| Recorded data |
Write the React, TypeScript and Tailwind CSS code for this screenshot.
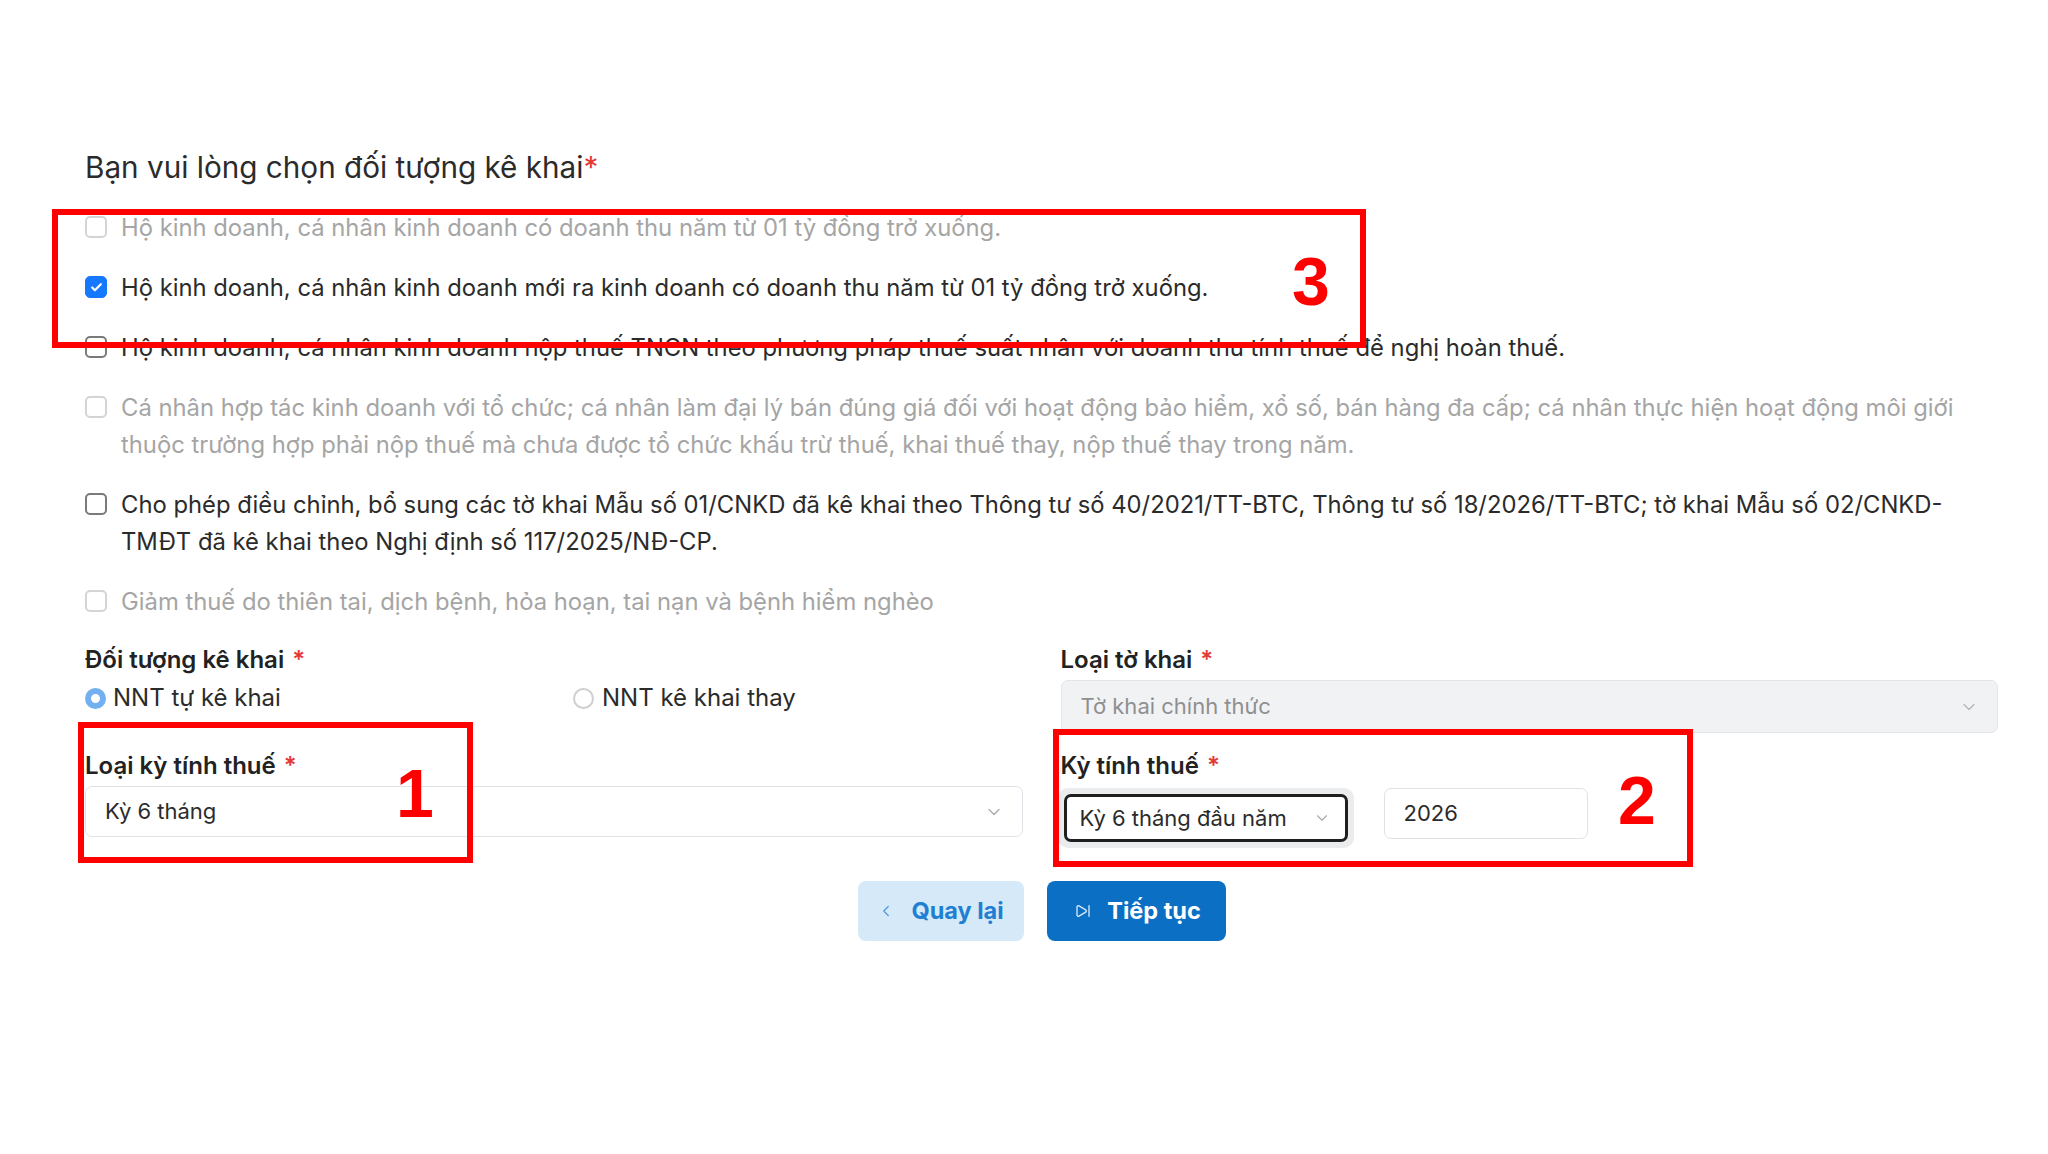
* * *
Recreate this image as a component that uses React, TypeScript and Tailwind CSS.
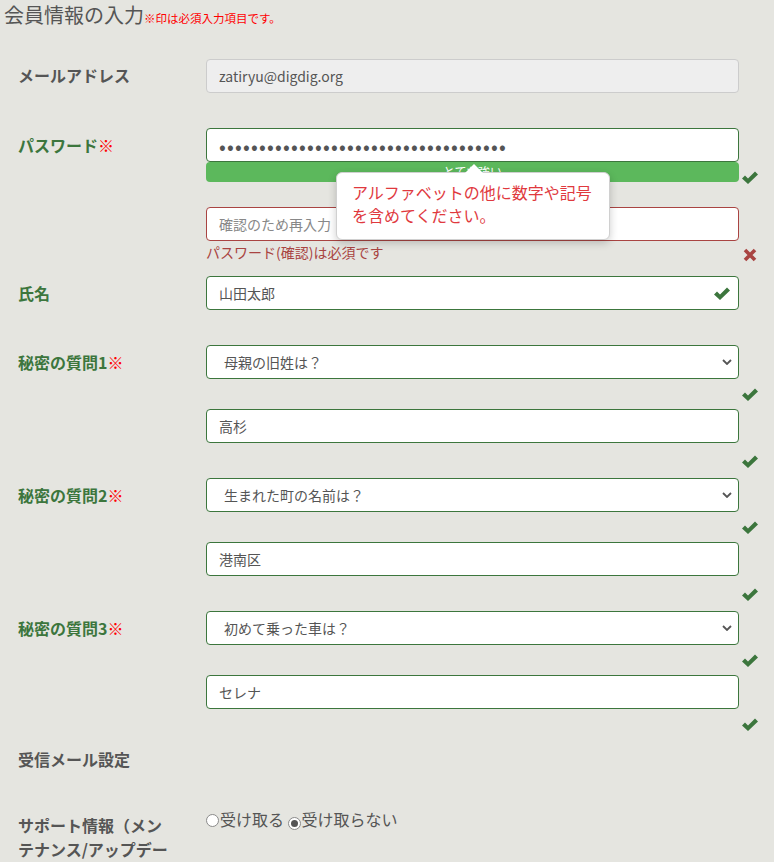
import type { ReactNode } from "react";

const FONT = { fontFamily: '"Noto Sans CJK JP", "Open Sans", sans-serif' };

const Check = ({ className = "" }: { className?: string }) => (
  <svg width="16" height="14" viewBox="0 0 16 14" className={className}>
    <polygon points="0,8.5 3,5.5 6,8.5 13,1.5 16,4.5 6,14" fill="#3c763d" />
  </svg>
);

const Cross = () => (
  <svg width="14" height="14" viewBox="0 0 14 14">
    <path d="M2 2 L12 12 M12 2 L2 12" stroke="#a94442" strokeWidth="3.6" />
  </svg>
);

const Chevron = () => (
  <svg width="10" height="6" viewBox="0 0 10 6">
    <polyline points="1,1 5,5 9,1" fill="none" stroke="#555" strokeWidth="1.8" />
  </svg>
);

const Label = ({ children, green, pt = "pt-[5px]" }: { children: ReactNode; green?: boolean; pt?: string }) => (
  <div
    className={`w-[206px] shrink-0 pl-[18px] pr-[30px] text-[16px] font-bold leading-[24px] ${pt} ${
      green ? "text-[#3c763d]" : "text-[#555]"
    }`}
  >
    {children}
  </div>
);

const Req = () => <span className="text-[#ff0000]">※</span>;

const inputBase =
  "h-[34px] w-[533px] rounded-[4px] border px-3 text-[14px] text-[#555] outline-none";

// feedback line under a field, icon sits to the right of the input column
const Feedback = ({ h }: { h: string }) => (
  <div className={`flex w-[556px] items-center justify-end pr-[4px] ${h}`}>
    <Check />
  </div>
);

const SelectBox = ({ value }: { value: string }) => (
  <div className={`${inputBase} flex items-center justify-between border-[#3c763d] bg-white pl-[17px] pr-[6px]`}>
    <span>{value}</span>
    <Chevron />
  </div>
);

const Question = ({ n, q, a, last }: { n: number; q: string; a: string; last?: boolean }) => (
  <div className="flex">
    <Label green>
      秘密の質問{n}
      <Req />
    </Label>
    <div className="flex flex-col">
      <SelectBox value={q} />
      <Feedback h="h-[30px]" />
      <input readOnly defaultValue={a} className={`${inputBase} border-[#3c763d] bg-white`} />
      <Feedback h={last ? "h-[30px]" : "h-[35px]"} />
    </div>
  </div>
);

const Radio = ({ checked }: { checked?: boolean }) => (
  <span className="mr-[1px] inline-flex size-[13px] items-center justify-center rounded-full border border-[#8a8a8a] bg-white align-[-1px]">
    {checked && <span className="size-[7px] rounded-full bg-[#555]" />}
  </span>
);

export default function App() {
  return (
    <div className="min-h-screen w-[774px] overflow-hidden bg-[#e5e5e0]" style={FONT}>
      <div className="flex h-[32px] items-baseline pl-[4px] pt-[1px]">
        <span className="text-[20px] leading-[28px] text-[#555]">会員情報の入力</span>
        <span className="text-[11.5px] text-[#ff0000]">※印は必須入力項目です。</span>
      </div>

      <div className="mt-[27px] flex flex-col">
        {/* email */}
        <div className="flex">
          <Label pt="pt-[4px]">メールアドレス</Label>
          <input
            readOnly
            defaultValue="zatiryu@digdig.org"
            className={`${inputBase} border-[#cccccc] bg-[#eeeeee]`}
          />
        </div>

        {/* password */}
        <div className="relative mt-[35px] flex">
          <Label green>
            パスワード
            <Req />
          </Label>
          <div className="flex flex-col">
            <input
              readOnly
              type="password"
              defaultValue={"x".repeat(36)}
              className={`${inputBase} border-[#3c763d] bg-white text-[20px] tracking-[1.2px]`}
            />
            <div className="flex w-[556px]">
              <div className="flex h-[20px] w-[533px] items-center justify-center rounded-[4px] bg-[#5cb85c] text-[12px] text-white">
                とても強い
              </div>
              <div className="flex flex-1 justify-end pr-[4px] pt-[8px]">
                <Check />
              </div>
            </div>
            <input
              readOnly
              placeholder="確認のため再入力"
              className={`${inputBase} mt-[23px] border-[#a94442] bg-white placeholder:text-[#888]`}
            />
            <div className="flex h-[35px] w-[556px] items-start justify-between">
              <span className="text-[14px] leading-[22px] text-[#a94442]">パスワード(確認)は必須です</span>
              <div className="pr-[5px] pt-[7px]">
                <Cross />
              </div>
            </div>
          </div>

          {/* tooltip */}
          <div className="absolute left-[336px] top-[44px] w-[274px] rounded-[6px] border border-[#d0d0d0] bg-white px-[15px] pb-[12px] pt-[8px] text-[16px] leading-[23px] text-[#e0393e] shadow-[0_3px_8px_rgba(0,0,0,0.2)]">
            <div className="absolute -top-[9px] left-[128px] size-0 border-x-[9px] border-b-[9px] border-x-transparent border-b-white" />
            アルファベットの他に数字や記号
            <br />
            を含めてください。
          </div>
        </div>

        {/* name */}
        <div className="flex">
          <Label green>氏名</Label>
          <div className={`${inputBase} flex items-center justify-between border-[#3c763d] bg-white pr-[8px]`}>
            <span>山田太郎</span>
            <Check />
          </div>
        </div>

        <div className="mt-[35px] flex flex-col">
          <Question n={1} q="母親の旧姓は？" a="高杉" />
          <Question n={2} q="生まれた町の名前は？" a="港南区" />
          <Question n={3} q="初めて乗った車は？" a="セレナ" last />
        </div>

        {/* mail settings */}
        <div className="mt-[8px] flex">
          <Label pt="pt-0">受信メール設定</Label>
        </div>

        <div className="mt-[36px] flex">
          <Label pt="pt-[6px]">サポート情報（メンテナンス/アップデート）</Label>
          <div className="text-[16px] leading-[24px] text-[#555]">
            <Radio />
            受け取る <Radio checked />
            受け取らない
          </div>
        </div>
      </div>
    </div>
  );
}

| Task prompt |
Copy exactly the stretch of lines from the one containing "Recreate this image" through the one containing "w-[533px] rounded-[4px] border", both included. Leave out any pictures.

| Solution below |
Recreate this image as a component that uses React, TypeScript and Tailwind CSS.
import type { ReactNode } from "react";

const FONT = { fontFamily: '"Noto Sans CJK JP", "Open Sans", sans-serif' };

const Check = ({ className = "" }: { className?: string }) => (
  <svg width="16" height="14" viewBox="0 0 16 14" className={className}>
    <polygon points="0,8.5 3,5.5 6,8.5 13,1.5 16,4.5 6,14" fill="#3c763d" />
  </svg>
);

const Cross = () => (
  <svg width="14" height="14" viewBox="0 0 14 14">
    <path d="M2 2 L12 12 M12 2 L2 12" stroke="#a94442" strokeWidth="3.6" />
  </svg>
);

const Chevron = () => (
  <svg width="10" height="6" viewBox="0 0 10 6">
    <polyline points="1,1 5,5 9,1" fill="none" stroke="#555" strokeWidth="1.8" />
  </svg>
);

const Label = ({ children, green, pt = "pt-[5px]" }: { children: ReactNode; green?: boolean; pt?: string }) => (
  <div
    className={`w-[206px] shrink-0 pl-[18px] pr-[30px] text-[16px] font-bold leading-[24px] ${pt} ${
      green ? "text-[#3c763d]" : "text-[#555]"
    }`}
  >
    {children}
  </div>
);

const Req = () => <span className="text-[#ff0000]">※</span>;

const inputBase =
  "h-[34px] w-[533px] rounded-[4px] border px-3 text-[14px] text-[#555] outline-none";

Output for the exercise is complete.